One of the vinyl record collector’s dreams has come true. The Finial addresses almost every past and current concern, even allowing the venerable LP to emulate all but one of the practical, non-sonic virtues of the very format which looks set to kill it. And it is, to the best of my knowledge, the first and only successful product to read software in a manner which bears no resemblance to the original technique. An analogy would be a tape deck without heads, but the justification would be the same: on the most basic level it would eliminate wear as a worry. Anything else — as with the Finial — would be a bonus.
Initial reaction to the announcement of an optical turntable was somewhat muted because in early 1985 CD was well on its way toward establishing itself as the next major format. For the
technofreaks and cynics who couldn’t wait for the LP to die, it seemed like nothing more than a possible stay of the inevitable execution. And the early, cloak-and-dagger madness which
surrounded the Finial did nothing to inspire confidence in the company or the machine.

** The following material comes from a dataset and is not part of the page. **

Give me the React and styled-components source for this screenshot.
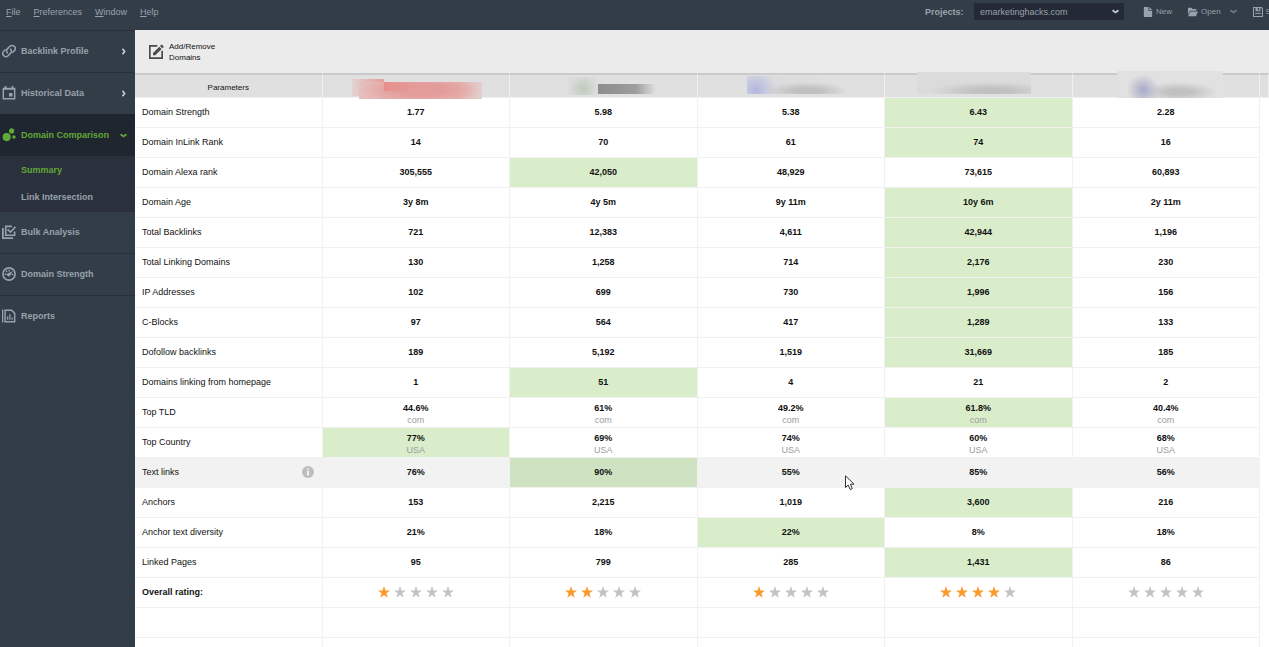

Neither was the Finial the first attempt at creating a no-contact method for reading information designed for mechanical replay. A player which used light beams or jets of air instead of a stylus was mooted over a century ago by Alexander Graham Bell. The Japanese made more than one attempt and Finial’s own paper prepared for the AES (4 November 1988) cites one Japanese and seven US patents dating from as far back as 1929. That none of these worked well enough to be produced commercially explains the scepticism which greeted the Finial, and why so many people thought I must be the most gullible hack in all of hi-fi for
chasing it from show to show.
In January 1989, at the Las Vegas CES, it was announced to the press that the Finial was dead. The excuses were legion, primarily the escalating costs which would have priced the Finial in the stratospheric regions occupied by high-end products like the Wilson WAMM, the Infinity IRS V or the Goldmund Reference turntable. I felt cheated, disappointed and disgusted. I was astonished at the ignorance of a company which had such a brilliant product yet no realization that there were enough filthy-rich audiophiles out there with irreplaceable record collections who would buy enough to make it viable. Their purchases, of course, would be in addition to any sales made to the professional sector, eg radio stations, archives and the like.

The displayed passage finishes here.